- Problem to work on -
Please return exactly the run of lines that begins with the line containing "and Tailwind CSS." and ends with the line containing "import React from 'react';", pictures excluded.

>>>

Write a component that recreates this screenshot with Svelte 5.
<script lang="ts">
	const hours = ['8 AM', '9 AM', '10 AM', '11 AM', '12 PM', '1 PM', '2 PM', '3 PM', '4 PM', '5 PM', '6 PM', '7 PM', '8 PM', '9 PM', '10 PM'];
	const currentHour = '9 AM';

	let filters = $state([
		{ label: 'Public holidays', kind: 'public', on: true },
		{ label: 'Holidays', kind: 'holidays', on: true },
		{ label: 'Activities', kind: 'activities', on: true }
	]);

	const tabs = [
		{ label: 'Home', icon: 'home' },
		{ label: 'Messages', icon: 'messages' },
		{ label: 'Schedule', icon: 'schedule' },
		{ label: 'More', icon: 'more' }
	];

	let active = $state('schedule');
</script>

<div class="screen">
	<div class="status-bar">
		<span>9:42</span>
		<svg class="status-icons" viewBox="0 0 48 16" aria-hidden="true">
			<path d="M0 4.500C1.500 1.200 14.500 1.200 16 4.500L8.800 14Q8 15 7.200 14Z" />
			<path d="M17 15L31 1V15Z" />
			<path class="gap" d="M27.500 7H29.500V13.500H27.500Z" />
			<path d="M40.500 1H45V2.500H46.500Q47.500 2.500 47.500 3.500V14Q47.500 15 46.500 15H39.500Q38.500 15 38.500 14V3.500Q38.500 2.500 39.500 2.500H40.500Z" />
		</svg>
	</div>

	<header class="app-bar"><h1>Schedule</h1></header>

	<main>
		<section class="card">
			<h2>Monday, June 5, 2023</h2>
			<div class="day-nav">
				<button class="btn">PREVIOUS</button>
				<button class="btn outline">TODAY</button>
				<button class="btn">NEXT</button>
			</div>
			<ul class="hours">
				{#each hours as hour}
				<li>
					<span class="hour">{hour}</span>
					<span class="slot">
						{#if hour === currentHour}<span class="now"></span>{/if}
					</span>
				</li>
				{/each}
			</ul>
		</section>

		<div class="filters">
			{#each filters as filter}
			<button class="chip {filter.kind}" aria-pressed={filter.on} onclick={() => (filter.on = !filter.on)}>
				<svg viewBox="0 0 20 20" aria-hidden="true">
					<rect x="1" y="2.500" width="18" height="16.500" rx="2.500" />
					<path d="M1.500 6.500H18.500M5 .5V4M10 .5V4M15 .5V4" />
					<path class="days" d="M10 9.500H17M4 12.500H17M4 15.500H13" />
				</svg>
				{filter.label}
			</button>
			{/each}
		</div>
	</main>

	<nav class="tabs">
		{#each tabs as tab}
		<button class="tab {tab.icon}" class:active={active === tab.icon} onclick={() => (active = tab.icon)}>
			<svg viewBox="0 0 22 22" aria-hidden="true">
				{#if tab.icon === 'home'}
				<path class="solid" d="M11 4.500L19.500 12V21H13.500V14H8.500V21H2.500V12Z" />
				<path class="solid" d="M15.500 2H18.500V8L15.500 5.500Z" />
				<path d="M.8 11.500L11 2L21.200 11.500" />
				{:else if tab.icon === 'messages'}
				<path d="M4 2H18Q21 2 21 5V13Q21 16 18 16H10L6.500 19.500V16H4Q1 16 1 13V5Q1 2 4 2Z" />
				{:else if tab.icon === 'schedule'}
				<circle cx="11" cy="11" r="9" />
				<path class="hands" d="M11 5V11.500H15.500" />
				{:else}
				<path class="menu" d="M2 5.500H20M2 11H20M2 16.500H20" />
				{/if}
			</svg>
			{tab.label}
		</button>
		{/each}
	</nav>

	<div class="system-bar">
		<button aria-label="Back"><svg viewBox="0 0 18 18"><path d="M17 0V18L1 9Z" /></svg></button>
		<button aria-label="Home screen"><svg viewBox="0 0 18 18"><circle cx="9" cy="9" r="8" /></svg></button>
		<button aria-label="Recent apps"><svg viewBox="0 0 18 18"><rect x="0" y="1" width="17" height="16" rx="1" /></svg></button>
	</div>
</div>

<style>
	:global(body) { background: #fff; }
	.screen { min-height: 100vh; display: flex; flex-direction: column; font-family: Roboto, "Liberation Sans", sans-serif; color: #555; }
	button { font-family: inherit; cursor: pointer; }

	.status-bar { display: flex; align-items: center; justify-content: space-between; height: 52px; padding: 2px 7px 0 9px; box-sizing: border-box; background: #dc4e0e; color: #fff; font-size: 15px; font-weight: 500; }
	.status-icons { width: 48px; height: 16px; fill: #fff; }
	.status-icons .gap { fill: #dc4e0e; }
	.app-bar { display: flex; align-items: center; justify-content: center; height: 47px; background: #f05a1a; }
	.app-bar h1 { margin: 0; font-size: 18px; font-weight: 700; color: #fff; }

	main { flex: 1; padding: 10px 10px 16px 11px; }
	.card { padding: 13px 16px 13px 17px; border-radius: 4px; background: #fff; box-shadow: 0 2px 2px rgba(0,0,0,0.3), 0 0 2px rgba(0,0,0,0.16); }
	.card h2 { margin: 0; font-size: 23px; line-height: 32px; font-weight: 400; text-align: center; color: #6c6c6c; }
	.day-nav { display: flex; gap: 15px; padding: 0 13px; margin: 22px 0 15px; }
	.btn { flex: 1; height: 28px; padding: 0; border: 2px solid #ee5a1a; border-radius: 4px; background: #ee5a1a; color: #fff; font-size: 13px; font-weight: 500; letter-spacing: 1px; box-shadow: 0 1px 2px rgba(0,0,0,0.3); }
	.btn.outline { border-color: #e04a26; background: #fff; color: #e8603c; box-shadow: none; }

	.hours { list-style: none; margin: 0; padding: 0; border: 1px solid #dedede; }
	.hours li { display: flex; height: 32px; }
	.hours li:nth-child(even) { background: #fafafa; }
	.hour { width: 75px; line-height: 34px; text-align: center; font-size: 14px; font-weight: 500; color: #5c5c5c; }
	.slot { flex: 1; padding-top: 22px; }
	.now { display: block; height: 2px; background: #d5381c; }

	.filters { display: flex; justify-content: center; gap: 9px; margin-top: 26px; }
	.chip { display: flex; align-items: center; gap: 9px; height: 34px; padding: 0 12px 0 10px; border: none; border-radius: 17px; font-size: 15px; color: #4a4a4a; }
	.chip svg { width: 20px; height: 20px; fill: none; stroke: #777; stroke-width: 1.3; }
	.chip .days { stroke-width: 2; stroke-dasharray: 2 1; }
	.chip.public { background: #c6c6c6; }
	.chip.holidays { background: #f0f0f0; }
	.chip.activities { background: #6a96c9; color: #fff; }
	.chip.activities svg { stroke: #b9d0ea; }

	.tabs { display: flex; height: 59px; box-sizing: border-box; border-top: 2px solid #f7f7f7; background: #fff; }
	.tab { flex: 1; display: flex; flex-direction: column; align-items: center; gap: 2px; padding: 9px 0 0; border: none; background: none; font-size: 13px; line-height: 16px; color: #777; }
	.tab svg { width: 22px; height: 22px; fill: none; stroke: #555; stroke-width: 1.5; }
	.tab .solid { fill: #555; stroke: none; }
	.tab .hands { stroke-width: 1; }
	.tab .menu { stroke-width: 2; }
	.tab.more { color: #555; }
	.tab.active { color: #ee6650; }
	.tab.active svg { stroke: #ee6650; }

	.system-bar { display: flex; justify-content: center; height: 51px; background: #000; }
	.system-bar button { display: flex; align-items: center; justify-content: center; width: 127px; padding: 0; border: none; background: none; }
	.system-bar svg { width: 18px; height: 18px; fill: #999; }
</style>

<<<
>>>

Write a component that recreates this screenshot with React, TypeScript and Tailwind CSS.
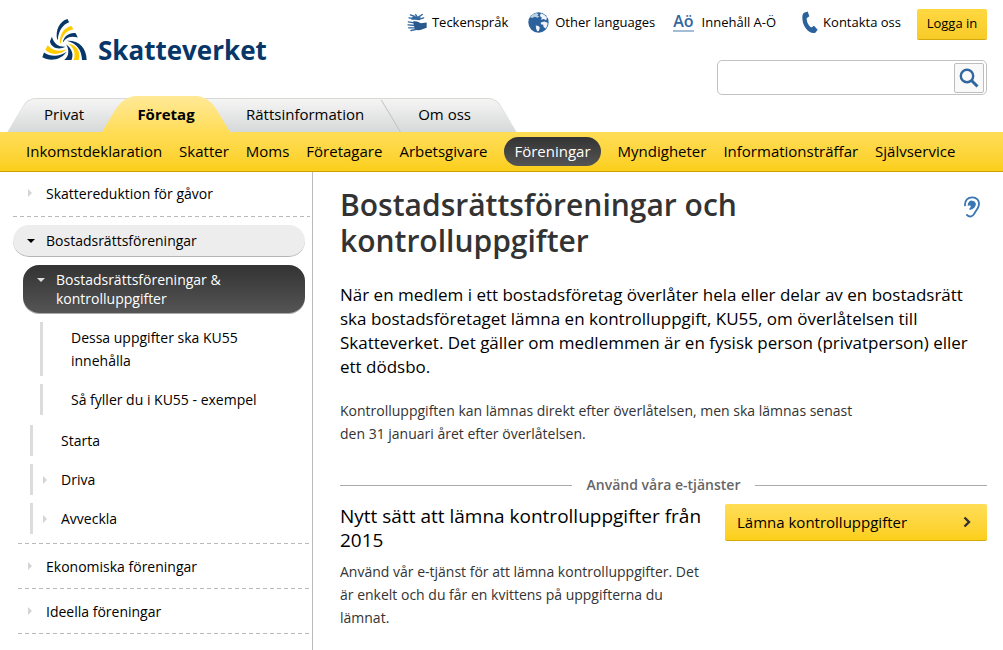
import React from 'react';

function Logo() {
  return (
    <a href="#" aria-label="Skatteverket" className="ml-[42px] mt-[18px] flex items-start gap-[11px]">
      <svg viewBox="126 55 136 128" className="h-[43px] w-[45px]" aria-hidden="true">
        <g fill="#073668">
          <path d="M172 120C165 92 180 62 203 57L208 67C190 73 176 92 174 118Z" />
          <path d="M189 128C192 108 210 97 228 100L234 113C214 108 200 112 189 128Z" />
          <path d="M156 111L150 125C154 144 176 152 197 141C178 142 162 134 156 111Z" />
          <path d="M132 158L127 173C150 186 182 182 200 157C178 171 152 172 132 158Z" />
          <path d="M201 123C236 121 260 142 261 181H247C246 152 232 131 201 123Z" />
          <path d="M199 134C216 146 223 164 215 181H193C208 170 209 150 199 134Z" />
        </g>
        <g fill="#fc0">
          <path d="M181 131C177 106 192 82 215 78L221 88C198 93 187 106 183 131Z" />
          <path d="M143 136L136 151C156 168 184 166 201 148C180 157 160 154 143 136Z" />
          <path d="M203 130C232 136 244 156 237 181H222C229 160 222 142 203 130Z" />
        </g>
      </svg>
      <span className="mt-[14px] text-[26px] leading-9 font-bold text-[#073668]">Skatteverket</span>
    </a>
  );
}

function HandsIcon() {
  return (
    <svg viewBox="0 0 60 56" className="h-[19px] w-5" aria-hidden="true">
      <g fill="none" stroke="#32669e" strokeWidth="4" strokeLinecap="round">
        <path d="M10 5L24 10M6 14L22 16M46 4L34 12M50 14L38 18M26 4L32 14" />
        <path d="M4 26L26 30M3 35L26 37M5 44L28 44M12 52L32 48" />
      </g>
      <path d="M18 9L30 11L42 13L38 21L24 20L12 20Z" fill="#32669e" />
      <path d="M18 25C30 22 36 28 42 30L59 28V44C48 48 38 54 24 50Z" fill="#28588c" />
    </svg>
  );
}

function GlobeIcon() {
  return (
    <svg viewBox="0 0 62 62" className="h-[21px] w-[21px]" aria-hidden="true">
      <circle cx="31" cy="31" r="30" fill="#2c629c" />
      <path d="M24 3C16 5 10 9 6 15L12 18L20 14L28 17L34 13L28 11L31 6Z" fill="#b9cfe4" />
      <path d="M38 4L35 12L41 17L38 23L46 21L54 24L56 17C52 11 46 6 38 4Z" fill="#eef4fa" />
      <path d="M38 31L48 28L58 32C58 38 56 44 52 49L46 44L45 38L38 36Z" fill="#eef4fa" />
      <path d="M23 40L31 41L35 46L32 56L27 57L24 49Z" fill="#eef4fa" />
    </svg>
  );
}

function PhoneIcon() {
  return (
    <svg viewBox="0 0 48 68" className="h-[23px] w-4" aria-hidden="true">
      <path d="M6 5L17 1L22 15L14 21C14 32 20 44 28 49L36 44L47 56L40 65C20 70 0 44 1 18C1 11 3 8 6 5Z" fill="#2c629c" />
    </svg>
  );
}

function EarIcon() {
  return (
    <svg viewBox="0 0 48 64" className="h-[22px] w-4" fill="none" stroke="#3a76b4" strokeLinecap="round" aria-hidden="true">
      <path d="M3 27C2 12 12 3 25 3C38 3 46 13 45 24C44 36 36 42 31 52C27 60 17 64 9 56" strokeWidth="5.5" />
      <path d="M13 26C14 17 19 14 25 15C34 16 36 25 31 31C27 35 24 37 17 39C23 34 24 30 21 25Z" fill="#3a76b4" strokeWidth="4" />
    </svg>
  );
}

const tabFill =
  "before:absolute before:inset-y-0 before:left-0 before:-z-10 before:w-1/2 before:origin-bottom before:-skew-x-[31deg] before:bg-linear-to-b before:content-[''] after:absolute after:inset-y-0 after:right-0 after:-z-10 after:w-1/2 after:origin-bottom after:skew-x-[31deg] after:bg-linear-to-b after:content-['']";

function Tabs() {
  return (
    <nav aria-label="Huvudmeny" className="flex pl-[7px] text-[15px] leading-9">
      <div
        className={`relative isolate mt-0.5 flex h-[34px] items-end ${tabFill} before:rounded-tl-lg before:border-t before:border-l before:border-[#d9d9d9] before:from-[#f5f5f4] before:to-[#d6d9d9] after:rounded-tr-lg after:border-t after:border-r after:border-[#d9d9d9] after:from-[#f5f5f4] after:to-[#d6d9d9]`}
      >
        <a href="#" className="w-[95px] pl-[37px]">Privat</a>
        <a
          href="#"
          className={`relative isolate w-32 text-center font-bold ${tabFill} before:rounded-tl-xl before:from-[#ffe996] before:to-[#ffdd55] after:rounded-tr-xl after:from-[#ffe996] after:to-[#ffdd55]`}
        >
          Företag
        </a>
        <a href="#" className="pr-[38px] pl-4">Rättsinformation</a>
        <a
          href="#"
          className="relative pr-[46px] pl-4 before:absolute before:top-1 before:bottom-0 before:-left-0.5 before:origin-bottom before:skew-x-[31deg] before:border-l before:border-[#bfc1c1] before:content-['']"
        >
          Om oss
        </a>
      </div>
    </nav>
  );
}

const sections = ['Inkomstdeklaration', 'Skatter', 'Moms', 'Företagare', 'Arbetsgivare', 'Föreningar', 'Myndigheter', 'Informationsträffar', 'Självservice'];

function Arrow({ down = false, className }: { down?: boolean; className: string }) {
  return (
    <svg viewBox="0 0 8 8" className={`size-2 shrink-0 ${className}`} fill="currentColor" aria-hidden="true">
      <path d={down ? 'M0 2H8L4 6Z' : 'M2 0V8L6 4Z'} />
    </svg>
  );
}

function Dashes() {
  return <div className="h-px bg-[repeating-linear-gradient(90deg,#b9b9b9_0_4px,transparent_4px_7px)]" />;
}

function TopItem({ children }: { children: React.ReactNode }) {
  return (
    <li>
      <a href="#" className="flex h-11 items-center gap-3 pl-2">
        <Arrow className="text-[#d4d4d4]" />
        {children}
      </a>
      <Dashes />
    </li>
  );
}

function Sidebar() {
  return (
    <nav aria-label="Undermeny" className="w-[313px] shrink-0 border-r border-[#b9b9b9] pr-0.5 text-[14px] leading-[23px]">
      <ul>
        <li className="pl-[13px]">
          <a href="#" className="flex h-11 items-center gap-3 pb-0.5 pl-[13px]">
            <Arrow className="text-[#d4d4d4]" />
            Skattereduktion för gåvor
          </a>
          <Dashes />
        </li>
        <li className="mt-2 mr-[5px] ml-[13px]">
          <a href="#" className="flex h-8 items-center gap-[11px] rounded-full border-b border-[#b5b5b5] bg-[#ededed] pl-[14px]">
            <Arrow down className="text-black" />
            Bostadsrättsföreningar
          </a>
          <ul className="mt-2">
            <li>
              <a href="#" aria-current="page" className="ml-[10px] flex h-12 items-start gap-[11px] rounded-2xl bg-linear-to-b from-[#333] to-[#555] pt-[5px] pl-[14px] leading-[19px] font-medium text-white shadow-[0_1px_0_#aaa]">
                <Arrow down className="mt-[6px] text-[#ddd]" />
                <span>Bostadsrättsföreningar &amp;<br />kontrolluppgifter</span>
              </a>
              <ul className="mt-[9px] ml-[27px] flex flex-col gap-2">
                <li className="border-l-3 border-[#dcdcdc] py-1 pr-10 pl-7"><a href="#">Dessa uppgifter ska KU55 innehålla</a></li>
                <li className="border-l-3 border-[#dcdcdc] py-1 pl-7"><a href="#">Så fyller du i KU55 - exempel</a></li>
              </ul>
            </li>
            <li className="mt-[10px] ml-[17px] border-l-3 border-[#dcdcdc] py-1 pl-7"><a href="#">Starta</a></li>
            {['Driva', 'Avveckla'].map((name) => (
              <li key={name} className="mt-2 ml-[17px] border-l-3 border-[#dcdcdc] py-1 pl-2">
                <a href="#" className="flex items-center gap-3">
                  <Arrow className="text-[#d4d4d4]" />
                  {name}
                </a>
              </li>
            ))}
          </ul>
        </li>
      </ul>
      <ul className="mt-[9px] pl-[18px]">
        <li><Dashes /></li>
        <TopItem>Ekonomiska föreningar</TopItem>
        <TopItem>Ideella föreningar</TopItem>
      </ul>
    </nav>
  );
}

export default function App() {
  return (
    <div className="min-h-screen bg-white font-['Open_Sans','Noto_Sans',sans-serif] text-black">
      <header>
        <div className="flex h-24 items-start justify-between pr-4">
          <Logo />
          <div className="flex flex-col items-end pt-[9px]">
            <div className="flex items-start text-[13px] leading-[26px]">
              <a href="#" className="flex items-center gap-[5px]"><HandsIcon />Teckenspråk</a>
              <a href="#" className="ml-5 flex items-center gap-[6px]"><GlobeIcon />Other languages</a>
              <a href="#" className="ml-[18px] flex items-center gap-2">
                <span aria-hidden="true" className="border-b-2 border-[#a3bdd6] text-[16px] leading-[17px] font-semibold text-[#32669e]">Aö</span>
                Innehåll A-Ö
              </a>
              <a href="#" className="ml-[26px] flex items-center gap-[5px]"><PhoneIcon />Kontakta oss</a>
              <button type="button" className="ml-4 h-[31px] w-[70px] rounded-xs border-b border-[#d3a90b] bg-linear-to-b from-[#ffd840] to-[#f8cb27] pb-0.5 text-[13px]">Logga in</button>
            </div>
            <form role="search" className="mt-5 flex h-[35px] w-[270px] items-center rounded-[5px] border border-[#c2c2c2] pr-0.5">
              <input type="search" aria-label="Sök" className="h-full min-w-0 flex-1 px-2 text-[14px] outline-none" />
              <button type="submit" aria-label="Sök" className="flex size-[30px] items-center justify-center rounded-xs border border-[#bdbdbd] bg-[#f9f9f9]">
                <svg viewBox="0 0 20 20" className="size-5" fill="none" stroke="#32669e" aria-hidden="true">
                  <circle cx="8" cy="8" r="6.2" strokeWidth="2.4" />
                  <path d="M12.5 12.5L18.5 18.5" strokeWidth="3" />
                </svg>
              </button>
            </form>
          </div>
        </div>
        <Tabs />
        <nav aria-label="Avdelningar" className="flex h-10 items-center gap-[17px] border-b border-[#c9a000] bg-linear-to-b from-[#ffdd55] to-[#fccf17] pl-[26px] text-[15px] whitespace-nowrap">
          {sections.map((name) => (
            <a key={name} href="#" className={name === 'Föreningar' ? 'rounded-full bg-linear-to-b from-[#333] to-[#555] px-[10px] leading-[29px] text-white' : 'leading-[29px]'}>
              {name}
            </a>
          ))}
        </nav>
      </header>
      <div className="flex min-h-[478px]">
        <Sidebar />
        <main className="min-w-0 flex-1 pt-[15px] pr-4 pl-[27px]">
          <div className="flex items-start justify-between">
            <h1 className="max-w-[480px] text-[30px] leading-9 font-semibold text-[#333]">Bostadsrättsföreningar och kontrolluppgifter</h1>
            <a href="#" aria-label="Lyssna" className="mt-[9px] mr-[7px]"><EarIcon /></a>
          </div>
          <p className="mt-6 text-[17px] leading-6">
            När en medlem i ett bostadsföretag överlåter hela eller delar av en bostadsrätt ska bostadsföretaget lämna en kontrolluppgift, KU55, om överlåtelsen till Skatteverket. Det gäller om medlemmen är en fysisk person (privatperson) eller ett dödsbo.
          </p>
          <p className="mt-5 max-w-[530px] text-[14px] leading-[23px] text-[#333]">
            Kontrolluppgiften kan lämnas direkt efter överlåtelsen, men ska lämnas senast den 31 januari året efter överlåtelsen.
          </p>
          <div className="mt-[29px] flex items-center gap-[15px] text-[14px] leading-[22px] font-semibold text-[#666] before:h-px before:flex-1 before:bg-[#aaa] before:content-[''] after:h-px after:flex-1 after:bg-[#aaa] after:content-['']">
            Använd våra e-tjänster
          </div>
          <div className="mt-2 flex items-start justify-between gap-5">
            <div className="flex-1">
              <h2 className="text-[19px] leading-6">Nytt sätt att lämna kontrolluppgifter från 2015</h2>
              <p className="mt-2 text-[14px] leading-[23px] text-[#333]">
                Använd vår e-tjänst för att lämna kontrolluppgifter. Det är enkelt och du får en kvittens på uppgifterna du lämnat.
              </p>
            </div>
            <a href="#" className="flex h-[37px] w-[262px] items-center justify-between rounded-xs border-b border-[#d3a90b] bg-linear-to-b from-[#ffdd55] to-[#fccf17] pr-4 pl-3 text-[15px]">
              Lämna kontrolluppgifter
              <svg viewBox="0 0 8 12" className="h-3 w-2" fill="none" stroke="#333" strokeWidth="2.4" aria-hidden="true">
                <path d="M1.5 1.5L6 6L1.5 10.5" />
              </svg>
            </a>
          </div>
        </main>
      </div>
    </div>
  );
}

<<<
>>>

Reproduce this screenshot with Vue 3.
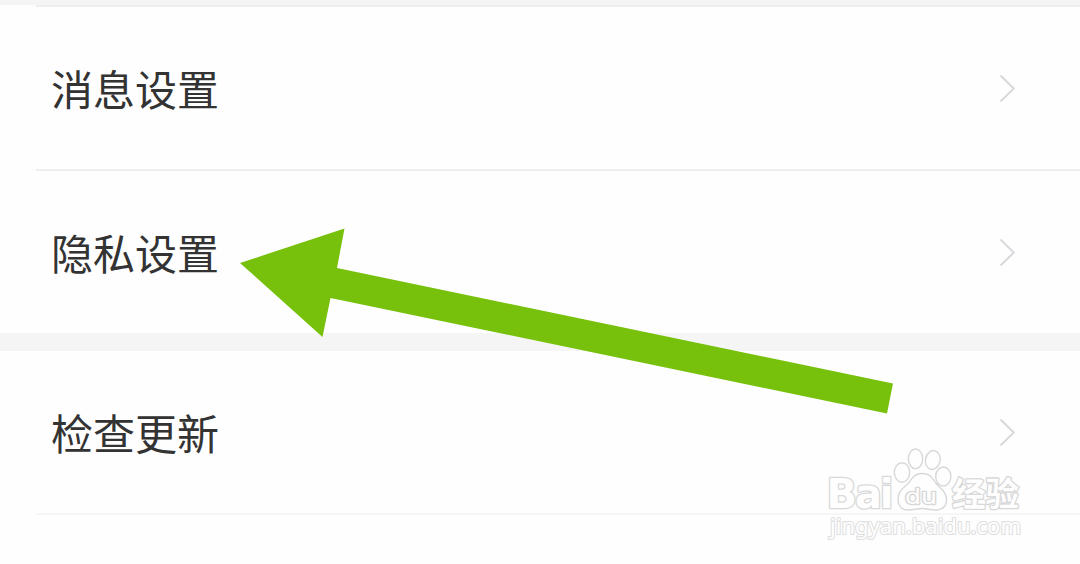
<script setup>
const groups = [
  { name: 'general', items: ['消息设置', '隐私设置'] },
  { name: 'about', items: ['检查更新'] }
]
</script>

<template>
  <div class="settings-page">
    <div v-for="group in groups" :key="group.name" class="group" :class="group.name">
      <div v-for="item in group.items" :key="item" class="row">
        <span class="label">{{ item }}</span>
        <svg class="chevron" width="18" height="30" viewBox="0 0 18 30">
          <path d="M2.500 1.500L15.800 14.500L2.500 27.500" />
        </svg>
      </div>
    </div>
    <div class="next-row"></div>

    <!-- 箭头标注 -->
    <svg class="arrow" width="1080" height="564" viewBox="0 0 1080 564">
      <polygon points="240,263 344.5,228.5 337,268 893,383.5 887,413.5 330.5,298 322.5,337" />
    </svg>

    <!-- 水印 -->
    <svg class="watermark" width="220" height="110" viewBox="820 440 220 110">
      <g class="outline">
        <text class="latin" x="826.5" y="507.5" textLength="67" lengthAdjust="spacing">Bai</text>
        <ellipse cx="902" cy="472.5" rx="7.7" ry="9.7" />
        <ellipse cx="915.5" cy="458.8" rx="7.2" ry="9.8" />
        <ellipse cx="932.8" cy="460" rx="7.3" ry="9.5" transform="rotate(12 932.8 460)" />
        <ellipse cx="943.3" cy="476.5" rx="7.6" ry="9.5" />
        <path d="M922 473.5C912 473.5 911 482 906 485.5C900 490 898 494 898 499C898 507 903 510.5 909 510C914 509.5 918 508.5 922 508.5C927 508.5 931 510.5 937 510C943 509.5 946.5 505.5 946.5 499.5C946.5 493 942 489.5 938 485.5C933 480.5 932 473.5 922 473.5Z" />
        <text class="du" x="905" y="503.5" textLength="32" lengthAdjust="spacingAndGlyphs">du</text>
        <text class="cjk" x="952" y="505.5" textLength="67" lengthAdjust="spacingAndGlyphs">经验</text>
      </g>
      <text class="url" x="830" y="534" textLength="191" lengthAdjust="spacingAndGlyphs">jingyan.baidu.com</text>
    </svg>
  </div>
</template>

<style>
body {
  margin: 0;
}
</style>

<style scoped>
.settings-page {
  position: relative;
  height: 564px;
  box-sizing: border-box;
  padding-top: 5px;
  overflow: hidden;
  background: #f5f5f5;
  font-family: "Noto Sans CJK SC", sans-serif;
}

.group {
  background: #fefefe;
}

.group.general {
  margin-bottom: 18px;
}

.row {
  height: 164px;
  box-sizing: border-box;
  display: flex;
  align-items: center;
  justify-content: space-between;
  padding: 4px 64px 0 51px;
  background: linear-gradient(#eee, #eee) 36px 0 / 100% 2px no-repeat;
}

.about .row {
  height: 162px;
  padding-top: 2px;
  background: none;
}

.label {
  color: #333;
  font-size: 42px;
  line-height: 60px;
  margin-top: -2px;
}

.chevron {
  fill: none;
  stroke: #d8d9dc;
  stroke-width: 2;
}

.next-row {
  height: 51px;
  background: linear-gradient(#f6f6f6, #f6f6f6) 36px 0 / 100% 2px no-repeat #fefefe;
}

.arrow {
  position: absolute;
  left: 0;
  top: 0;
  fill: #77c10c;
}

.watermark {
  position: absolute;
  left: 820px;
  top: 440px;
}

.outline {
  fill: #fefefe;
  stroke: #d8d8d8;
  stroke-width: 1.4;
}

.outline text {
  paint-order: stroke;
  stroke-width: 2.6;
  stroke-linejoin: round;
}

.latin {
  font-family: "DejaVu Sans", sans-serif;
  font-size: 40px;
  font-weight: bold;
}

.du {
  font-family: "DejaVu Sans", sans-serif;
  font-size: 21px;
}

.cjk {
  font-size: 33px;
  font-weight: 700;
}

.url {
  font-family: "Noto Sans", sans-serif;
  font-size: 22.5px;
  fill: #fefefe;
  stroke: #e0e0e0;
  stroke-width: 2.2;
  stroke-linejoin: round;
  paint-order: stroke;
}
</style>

<<<

- Output -
Write a component that recreates this screenshot with React, TypeScript and Tailwind CSS.
import React from 'react';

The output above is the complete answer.